Родозапрещение
Помогать ли тем, кто сознательно родил больного ребенка?
Нарушения в развитии плода часто обнаруживаются на довольно большом сроке. Пару недель назад мама маленького Матвея Кудрявцева (героя нашей публикации, которому Русфонд за пять дней собрал 1,778 млн рублей, необходимые для покупки парентерального питания и лекарств) рассказывала мне, как на 20-й неделе беременности у ее сына обнаружили гастрошизис – расщелину в брюшной стенке, через которую выпадают петли кишечника. Врач настоятельно посоветовал ей от Матвея избавиться. Это довольно страшный совет. На 20-й неделе в матке настоящий маленький человечек. Он шевелит ручками и ножками, улыбается и хмурится, опускает углы губ. Но что ждет и его, и родителей? Сможет ли он хоть сколько-то радоваться жизни? Лично мне кажется, что бы родители тут ни решили, они по умолчанию правы, не нам их судить. Но интересно, что думают благотворители.
83 из 100 участников нашего опроса в одной из заблокированных в России социальных сетей сказали: известие, что мать заранее знала о болезни, никак не повлияет на их готовность помочь. Ребенку нужно лечение, и какая разница, что было до того. У 16 человек желание помочь даже усилится: «Мама, принявшая мужественное решение, заслуживает уважения и поддержки». Только у одного из ста опрошенных сочувствие уменьшилось: «Женщина должна была заранее оценить свои возможности, а не полагаться на чужую помощь».

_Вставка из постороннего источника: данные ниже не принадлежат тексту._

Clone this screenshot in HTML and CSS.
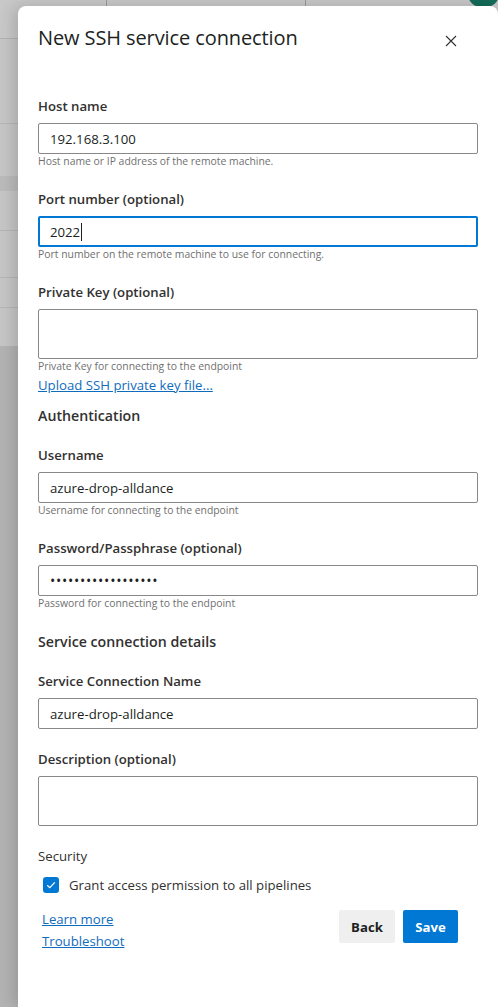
FILE: index.html
```html
<!DOCTYPE html>
<html lang="en">
<head>
<meta charset="utf-8">
<title>New SSH service connection</title>
<link rel="stylesheet" href="styles.css">
</head>
<body>
<div class="page">
  <div class="topbar">
    <div class="tb-cell tb-a"></div>
    <div class="tb-cell tb-b"></div>
    <div class="tb-cell tb-c"><span class="avatar"></span></div>
  </div>
  <div class="row r1"></div>
  <div class="row r2"></div>
  <div class="row r3"></div>
  <div class="row r4"></div>
  <div class="row r5"></div>
  <div class="row r6"></div>
  <div class="row r7"></div>
  <div class="rest"></div>
</div>

<div class="dialog">
  <div class="header">
    <h1 class="title">New SSH service connection</h1>
    <button class="close" aria-label="Close">
      <svg width="12" height="12" viewBox="0 0 12 12"><path d="M1 1 L11 11 M11 1 L1 11" stroke="#323130" stroke-width="1.1" fill="none"/></svg>
    </button>
  </div>

  <div class="field first">
    <label class="label">Host name</label>
    <div class="input"><span>192.168.3.100</span></div>
    <div class="help">Host name or IP address of the remote machine.</div>
  </div>

  <div class="field">
    <label class="label">Port number (optional)</label>
    <div class="input focused"><span>2022</span><span class="caret"></span></div>
    <div class="help">Port number on the remote machine to use for connecting.</div>
  </div>

  <div class="field">
    <label class="label">Private Key (optional)</label>
    <div class="input area"></div>
    <div class="help">Private Key for connecting to the endpoint</div>
    <a class="link upload" href="#">Upload SSH private key file...</a>
  </div>

  <h2 class="section after-link">Authentication</h2>

  <div class="field">
    <label class="label">Username</label>
    <div class="input"><span>azure-drop-alldance</span></div>
    <div class="help">Username for connecting to the endpoint</div>
  </div>

  <div class="field">
    <label class="label">Password/Passphrase (optional)</label>
    <div class="input"><span class="dots">••••••••••••••••••</span></div>
    <div class="help">Password for connecting to the endpoint</div>
  </div>

  <h2 class="section">Service connection details</h2>

  <div class="field">
    <label class="label">Service Connection Name</label>
    <div class="input"><span>azure-drop-alldance</span></div>
  </div>

  <div class="field no-help-above">
    <label class="label">Description (optional)</label>
    <div class="input area"></div>
  </div>

  <div class="security">Security</div>
  <div class="check-row">
    <span class="checkbox">
      <svg width="10" height="8" viewBox="0 0 10 8"><path d="M1.2 4.2 L3.8 6.6 L8.8 1.4" stroke="#fff" stroke-width="1.2" fill="none"/></svg>
    </span>
    <span class="check-text">Grant access permission to all pipelines</span>
  </div>

  <div class="footer">
    <div class="links">
      <a class="link" href="#">Learn more</a>
      <a class="link" href="#">Troubleshoot</a>
    </div>
    <div class="buttons">
      <button class="btn back">Back</button>
      <button class="btn save">Save</button>
    </div>
  </div>
</div>
</body>
</html>
```

FILE: styles.css
```css
* { box-sizing: border-box; }
html, body { margin: 0; padding: 0; }
body {
  width: 498px;
  height: 1007px;
  overflow: hidden;
  position: relative;
  font-family: "Open Sans", "Noto Sans", sans-serif;
  color: #201f1e;
  background: #b3b3b3;
}

/* dimmed page behind the dialog */
.page { display: flex; flex-direction: column; height: 1007px; }
.topbar { display: flex; height: 39px; background: #c8c8c8; border-bottom: 1px solid #b2b2b2; }
.tb-cell { height: 100%; }
.tb-a { width: 107px; border-right: 1px solid #9a9a9a; }
.tb-b { width: 199px; border-right: 1px solid #9a9a9a; }
.tb-c { flex: 1; position: relative; }
.avatar {
  position: absolute; left: 161px; top: -25px;
  width: 33px; height: 33px; border-radius: 50%;
  background: #136b58;
}
.row { background: #c6c6c6; border-bottom: 1px solid #b6b6b6; }
.r1 { height: 85px; }
.r2 { height: 52px; border-bottom: none; }
.r3 { height: 15px; background: #bbbbbb; border-bottom: none; }
.r4 { height: 40px; }
.r5 { height: 47px; }
.r6 { height: 30px; }
.r7 { height: 38px; border-bottom: none; }
.rest { flex: 1; background: #b3b3b3; }

/* dialog overlay */
.dialog {
  position: absolute;
  left: 18px; top: 6px; right: 0; bottom: 0;
  background: #fff;
  border-radius: 8px 8px 0 0;
  box-shadow: -4px 0 16px rgba(0,0,0,0.16);
  padding: 18px 20px 0 20px;
}
.header { display: flex; justify-content: space-between; align-items: flex-start; height: 28px; }
.title { margin: 0; font-size: 20px; line-height: 28px; font-weight: 500; color: #201f1e; letter-spacing: -0.1px; }
.close {
  border: 0; background: none; padding: 0; margin: 11px 21px 0 0;
  width: 12px; height: 12px; display: flex; cursor: pointer;
}

.field { display: flex; flex-direction: column; margin-top: 21px; }
.field.first { margin-top: 44px; }
.field.no-help-above { margin-top: 20px; }
.label { font-size: 13.2px; line-height: 20px; font-weight: 600; color: #323130; }
.input {
  margin-top: 7px;
  height: 31px;
  border: 1px solid #8a8886;
  border-radius: 2px;
  padding: 0 11px;
  display: flex; align-items: center;
  font-size: 13.2px; color: #201f1e;
}
.input.focused { border: 2px solid #0078d4; padding-left: 10px; }
.caret { width: 1px; height: 18px; background: #201f1e; margin-left: 1px; }
.input.area { height: 50px; }
.dots { letter-spacing: 0.75px; font-size: 14px; }
.help { font-size: 10.4px; line-height: 14px; color: #707070; }
.link { font-size: 13.2px; line-height: 20px; color: #0f6cbd; text-decoration: underline; }
.upload { margin-top: 2px; }

.section { margin: 21px 0 0; font-size: 14.2px; line-height: 22px; font-weight: 600; color: #323130; }
.section.after-link { margin-top: 10px; }
.section + .field { margin-top: 18px; }

.security { margin-top: 20px; font-size: 13.2px; line-height: 20px; color: #323130; }
.check-row { display: flex; align-items: center; margin-top: 9px; padding-left: 5px; height: 20px; }
.checkbox {
  width: 16px; height: 16px; border-radius: 3px; background: #0078d4;
  display: flex; align-items: center; justify-content: center;
}
.check-text { margin-left: 10px; font-size: 13.2px; color: #323130; }

.footer { display: flex; justify-content: space-between; align-items: flex-start; margin-top: 14px; padding-right: 20px; }
.links { display: flex; flex-direction: column; gap: 2px; padding-left: 4px; }
.buttons { display: flex; gap: 8px; margin-top: 1px; }
.btn {
  height: 33px; border: 0; border-radius: 2px;
  font-family: inherit; font-size: 13.2px; font-weight: 700;
  padding: 0; cursor: pointer;
}
.back { background: #efefef; color: #201f1e; width: 56px; }
.save { background: #0078d4; color: #fff; width: 55px; }
```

Во «ВКонтакте» для большинства – 63% – тоже ничего не изменится. У 20% желание помочь вырастет,
у 16% – уменьшится. Мотивы те же, только добавляются соображения из серии «надо нести свой крест». А вот в «Дзене» совсем иная картина: у 66% желание помочь ослабеет. Почему такая разница? Думаю, дело вот в чем. Во «ВКонтакте» нам отвечали подписчики Русфонда – очевидно, не совсем новички в благотворительности. А в «Дзене» – там это именно так работает – опрос попадался на глаза в основном людям случайным. Получается, что те, для кого благотворительность – это что-то пока не очень знакомое, более склонны рубить сплеча и считать, что просители сами виноваты. Возможно, отчасти тут играет роль сохранившаяся с советских времен привычка не брать на себя ответственность: от меня ничего не зависит, и вообще все плохо и ничего не исправишь. Хочется верить, что участие в благотворительности помогает начать думать иначе.
А наш опрос на самом деле отражает только одну из многих сторон огромной проблемы. Есть немало исследований, посвященных родителям, которым надо принять решение, прерывать ли беременность. И речь там идет не об их ответственности или безответственности, а о том, как их поддержать в такой ситуации. Известие, что с ребенком что-то серьезно не так, переживается практически как смерть – смерть всех надежд и планов. Женщина в этот момент совсем не в том состоянии, чтобы принимать трезвые взвешенные решения. Она готова была подумать, где жить, с кем оставлять ребенка, в какой детский садик ходить. А не стоит ли вообще появляться на свет с такими нарушениями, и сможет ли она посвятить ребенку всю жизнь без остатка.
Еще здесь есть проблема взаимоотношений с врачом. Он должен не настоятельно советовать, особенно когда речь идет о решении огромной важности, а раскрывать перед пациенткой всю гамму возможностей. И хорошо бы ему при этом разбираться в последствиях гастрошизиса – часто их практически не остается, поэтому настаивать на аборте как-то не очень профессионально.
Конечно, сама проблема не имеет единого решения – если отбросить экстремальный взгляд, что рожать надо абсолютно всех. Наверно, зависит от тяжести нарушений. Наверно, от возможностей родителей тоже. Но мы совсем не знаем, где тот предел, за которым человеку лучше вообще не жить.